Saturday, June 4, 2011

Fire Regenerated: Evolution of a Dragon

It's been a while since I've written an entry and it's a lot that's happened since then. But I think the best thing to do is to see how I've evolved over all that time. Since it's so damn much and some of it really isn't worth delving into, how about we start with 2007. Real deep in the middle of 8 year beef that took the lives of 4 people before 2007 and would go on to take 1 more a year later. This is the infamous year that I met the broad who is solely responsible for fucking my emotional life up and the consequences of that reverberated down through the years until this very moment as I'm typing this. Ms. Coneshia Danielle Turner. A name that will forever live in infamy in my life. When I first met her, I thought she was a normal girl. Didn't think too much of her being a fake. Didn't think that she had anything to lie about. She was from a part of Mississippi that I'm always around and traveled to since my granddad (Rest In Love) stayed in the backwoods not too far from Greenwood and my grandma ain't too far from her either. So I THOUGHT (keyword there) I would be able to see her a lot since I'm usually in and out of Mississippi at any given time. Never did I THINK she had anything to lie about. HA!!!! If I didn't play myself with the biggest fucking joke of all time, I just don't know. This damn girl lied about EVERYTHING!!! EVERY FUCKING THING YOU CAN IMAGINE SHE LIED ABOUT. Her age, what he looks like, almost her entire family dying, people that she said existed that never was thought about ever in life, cars that were still on the lot, homes that were nothing but trees, trust me, anything you can think of, she lied about and my brother would be able to vouch on that cuz she got his ass too LONG before I ever knew about either of them (Shout out to ya, Nick). I can stand on my own 2 and say that YES...I WAS THE DUMB ASS for ever listening to this damn girl in the first place. Especially since she left me abandoned twice and couldn't even look me in the face to give me a decent answer on why the fuck she did the shit in the first place. But hey, you live, you learn. you bury shit in the past and with anger and you move the hell on with your life, thinking it wont happen again right?

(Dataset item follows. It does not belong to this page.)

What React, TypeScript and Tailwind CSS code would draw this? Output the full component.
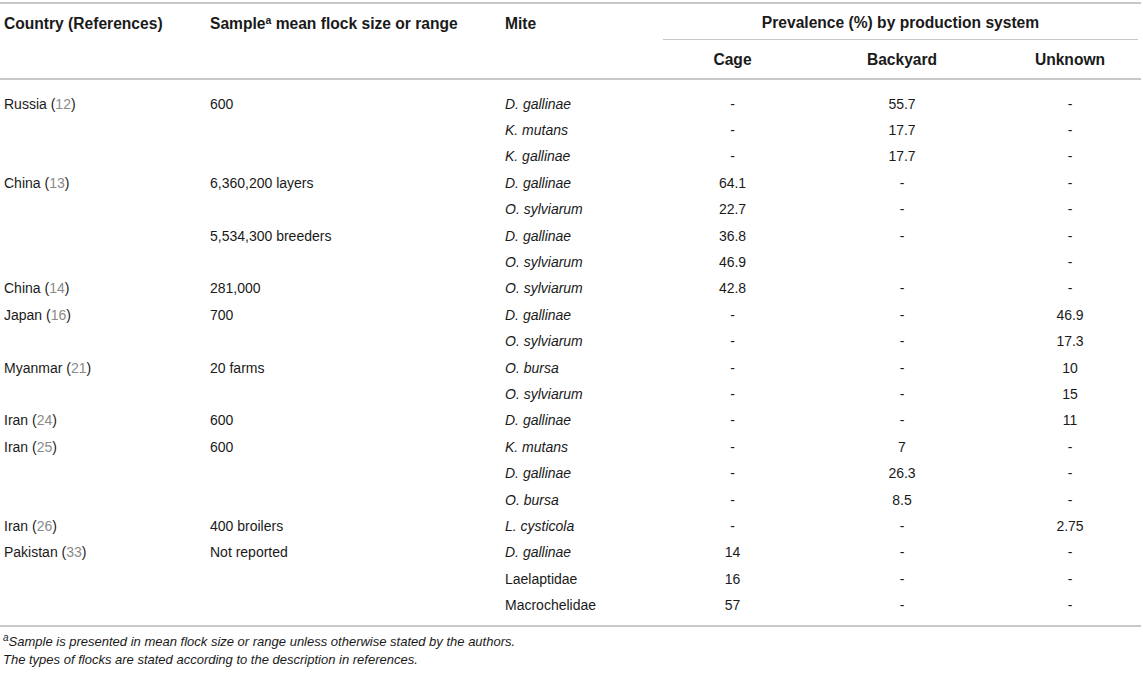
type Row = {
  country?: string
  ref?: string
  sample?: string
  mite: string
  cage: string
  backyard: string
  unknown: string
}

const rows: Row[] = [
  { country: "Russia", ref: "12", sample: "600", mite: "D. gallinae", cage: "-", backyard: "55.7", unknown: "-" },
  { mite: "K. mutans", cage: "-", backyard: "17.7", unknown: "-" },
  { mite: "K. gallinae", cage: "-", backyard: "17.7", unknown: "-" },
  { country: "China", ref: "13", sample: "6,360,200 layers", mite: "D. gallinae", cage: "64.1", backyard: "-", unknown: "-" },
  { mite: "O. sylviarum", cage: "22.7", backyard: "-", unknown: "-" },
  { sample: "5,534,300 breeders", mite: "D. gallinae", cage: "36.8", backyard: "-", unknown: "-" },
  { mite: "O. sylviarum", cage: "46.9", backyard: "", unknown: "-" },
  { country: "China", ref: "14", sample: "281,000", mite: "O. sylviarum", cage: "42.8", backyard: "-", unknown: "-" },
  { country: "Japan", ref: "16", sample: "700", mite: "D. gallinae", cage: "-", backyard: "-", unknown: "46.9" },
  { mite: "O. sylviarum", cage: "-", backyard: "-", unknown: "17.3" },
  { country: "Myanmar", ref: "21", sample: "20 farms", mite: "O. bursa", cage: "-", backyard: "-", unknown: "10" },
  { mite: "O. sylviarum", cage: "-", backyard: "-", unknown: "15" },
  { country: "Iran", ref: "24", sample: "600", mite: "D. gallinae", cage: "-", backyard: "-", unknown: "11" },
  { country: "Iran", ref: "25", sample: "600", mite: "K. mutans", cage: "-", backyard: "7", unknown: "-" },
  { mite: "D. gallinae", cage: "-", backyard: "26.3", unknown: "-" },
  { mite: "O. bursa", cage: "-", backyard: "8.5", unknown: "-" },
  { country: "Iran", ref: "26", sample: "400 broilers", mite: "L. cysticola", cage: "-", backyard: "-", unknown: "2.75" },
  { country: "Pakistan", ref: "33", sample: "Not reported", mite: "D. gallinae", cage: "14", backyard: "-", unknown: "-" },
  { mite: "Laelaptidae", cage: "16", backyard: "-", unknown: "-" },
  { mite: "Macrochelidae", cage: "57", backyard: "-", unknown: "-" },
]

const isSpecies = (m: string) => m.includes(".")

const cols = "grid grid-cols-[206px_295px_162px_139px_200px_136px]"

export default function App() {
  return (
    <div className="w-[1143px] h-[674px] bg-white pt-[2px] font-['Liberation_Sans',Arial,sans-serif] text-[14px] text-[#1a1a1a]">
      <div className="w-[1141px] border-t-2 border-[#c8c8c8]">
        {/* header */}
        <div className={`${cols} grid-rows-[36px_38px] border-b-2 border-[#c8c8c8] font-bold text-[15.6px]`}>
          <div className="row-span-2 pl-1 pt-[3px] h-[36px] flex items-center">Country (References)</div>
          <div className="row-span-2 pl-1 pt-[3px] h-[36px] flex items-center">
            <span>
              Sample<sup className="text-[10.5px] font-bold">a</sup> mean flock size or range
            </span>
          </div>
          <div className="row-span-2 pl-1 pt-[3px] h-[36px] flex items-center">Mite</div>
          <div className="col-span-3 pt-[3px] flex items-center justify-center border-b border-[#c8c8c8]">
            Prevalence (%) by production system
          </div>
          <div className="flex items-center justify-center pt-[1px]">Cage</div>
          <div className="flex items-center justify-center pt-[1px]">Backyard</div>
          <div className="flex items-center justify-center pt-[1px]">Unknown</div>
        </div>

        {/* body */}
        <div className="pt-[11px] pb-[6px] border-b-2 border-[#c8c8c8]">
          {rows.map((r, i) => (
            <div key={i} className={`${cols} h-[26.4px] items-center`}>
              <div className="pl-1">
                {r.country && (
                  <>
                    {r.country} (<span className="text-[#8a8a8a]">{r.ref}</span>)
                  </>
                )}
              </div>
              <div className="pl-1">{r.sample}</div>
              <div className={`pl-1 ${isSpecies(r.mite) ? "italic" : ""}`}>{r.mite}</div>
              <div className="text-center">{r.cage}</div>
              <div className="text-center">{r.backyard}</div>
              <div className="text-center">{r.unknown}</div>
            </div>
          ))}
        </div>

        {/* footnotes */}
        <div className="pt-[6px] pl-[3px] text-[13px] italic leading-[18px]">
          <p>
            <sup className="text-[10px]">a</sup>Sample is presented in mean flock size or range unless otherwise stated by the authors.
          </p>
          <p>The types of flocks are stated according to the description in references.</p>
        </div>
      </div>
    </div>
  )
}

WRONG!!!!!!!! IT DID HAPPEN AGAIN!!! AND FROM A MUTHAFUCKA I DIDN'T THINK WOULD PULL THAT SHIT!!!

Now enters a woman by the name of Alanna Joy Byes. Now with her, I've known her almost 4 years. Met her on Tagged, just like Neshia and the other women I'm gonna mention also. (pretty much, NEVER join the damn site. all you're doing is signing a death warrant on your life. nothing but unnecessary drama comes from there.) But I digress. But yea, Alanna and I were damn good friends from the moment we met til we said that we would try a relationship between the 2 of us. It was actually pretty good. It lasted a year, so I guess that would be good. Never did I think that she would give me a reason to not trust her or that she would be lying to me about anything. *GAME SHOW BUZZER!!!* YOU SIR WERE WRONG AGAIN!!! I will never forget the day. August 26, 2009. That's when the truth was exposed. A day before, I met a girl named Bianca and she had a profile of a girl who I THOUGHT was posing as a fake of Alanna. HA!! Turns out that it was the other way around. AAAAANNNDDD that that was happening since the moment I first met her. Well basically, I got on the phone, chewed her the fuck out, said it was over and left the shit at that. Are we still friends? Yea, we are because she's a good friend, but will it ever be the same again after that shit? Not a chance in hell. Not because we didn't try. It just couldn't be that way again after all the time that went into it and how bad the lie hurt and how much time made it bleed worse.

THENNNN after her. Let's introduce the lady named Delnisha Williams. I knew her since May 5, 2009. We decided to give each other a go after the shit with Alanna went down and I left it at that. That was only a month of time used up because in late September, she comes calling me and telling me that she's pregnant. Now mind you, me and her were involved and got intimate, but penetration never happened between us. So you ALREADY know what that means. She told me that it was her ex's and THAT nigga already didn't like me for whatever reason that he could fathom in his head. I honestly couldn't tell you. But what I can is the fact that she later revealed that it wasn't even her ex's. IT WAS SOME NIGGA THAT PICKED HER UP WHEN SHE WAS ASSHOLE BUSTED. That she said was a "friend." She was drunk and shit happens. You would think that's OK and I should be cool with that, HELL NAH. If you can sit in my face and tell me that you love me, your actions should be able to prove that. So now, she has another daughter and Dezzy is a cute as a damn button forreal, but she is the result of a drunken night of lust.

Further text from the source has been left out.